Vicissitudes seculares se encarregaram de apartar os dois ramos a ponto de os fazer parecer antagônicos, inimigos até. Em número de adeptos, a vertente cristã logo superou a dos judeus tradicionais. O sentimento mútuo de hostilidade só fez crescer durante a Idade Média. Os cristãos, amplamente majoritários na Europa, tomaram-se de antipatia pelos hebreus a ponto de os perseguir, agredir e combater. Em múltiplas ocasiões, estes últimos foram obrigados a abandonar a terra natal para refugiar-se em plagas menos adversas.

Grosso modo, entre 1450 e 1650, a República de Veneza viveu seu período de maior esplendor. Trocas comerciais com outros portos do Mediterrâneo trouxeram fortuna à cidade e fizeram que seus habitantes lançassem olhar menos tacanho a forasteiros. Ainda que não se possa dizer que Veneza abrisse os braços a estrangeiros, acolhia-os com menos desconfiança do que outras cidades importantes da época.

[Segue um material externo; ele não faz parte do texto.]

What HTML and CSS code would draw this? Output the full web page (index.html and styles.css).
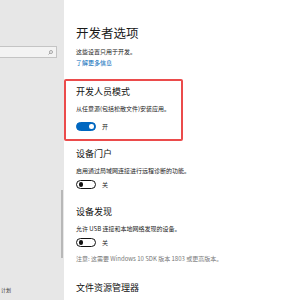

Nos anos 1500, judeus perseguidos acorreram de diversos pontos da Europa. Vinham do norte do continente, da orla mediterrânea, da própria Itália. Quando a quantidade de novos habitantes começou a incomodar os antigos, as autoridades decidiram confinar os hebreus num ponto preciso da cidade. Era um quadrilátero bem delimitado, de onde não podiam sair sem autorização. Especialmente à noite, eram obrigados a permanecer dentro do perímetro.

O lugar que lhes foi atribuído tinha acolhido, muitos anos antes, uma dúzia de oficinas de fundição de bronze. Era ali que se fabricavam os canhões para equipar a marinha de guerra da República. Em italiano moderno, o ato de entornar o metal em fusão no molde se diz «il getto». Em dialeto veneziano, a pronúncia e a grafia variam entre «el geto» e «el gheto», pronunciadas respectivamente «el djeto» e «el gueto». Era justamente o nome daquele lugar mal-amado, meio pantanoso, onde ninguém queria morar.

Campo de Gheto Novo, Veneza

Com o passar dos séculos, a importância da República de Veneza declinou. A invasão napoleônica deu o golpe de misericórdia. Os hebreus chegados em 1500 e 1600 acabaram se dispersando pelo resto da cidade. Foi abolida a obrigação de viverem confinados no gueto. Hoje em dia, o turista que decidir visitar o lugar vai encontrar comércios e restaurantes de propriedade de judeus, embora praticamente nenhum deles seja remanescente dos antigos habitantes. São gente que se instalou recentemente.

Aos venezianos, cujo dialeto difundiu pelo mundo poucas palavras ‒ entre as quais arsenal e gôndola ‒ cabe o ingrato privilégio de ter dado nome a um dos grandes símbolos de segregação e de discriminação.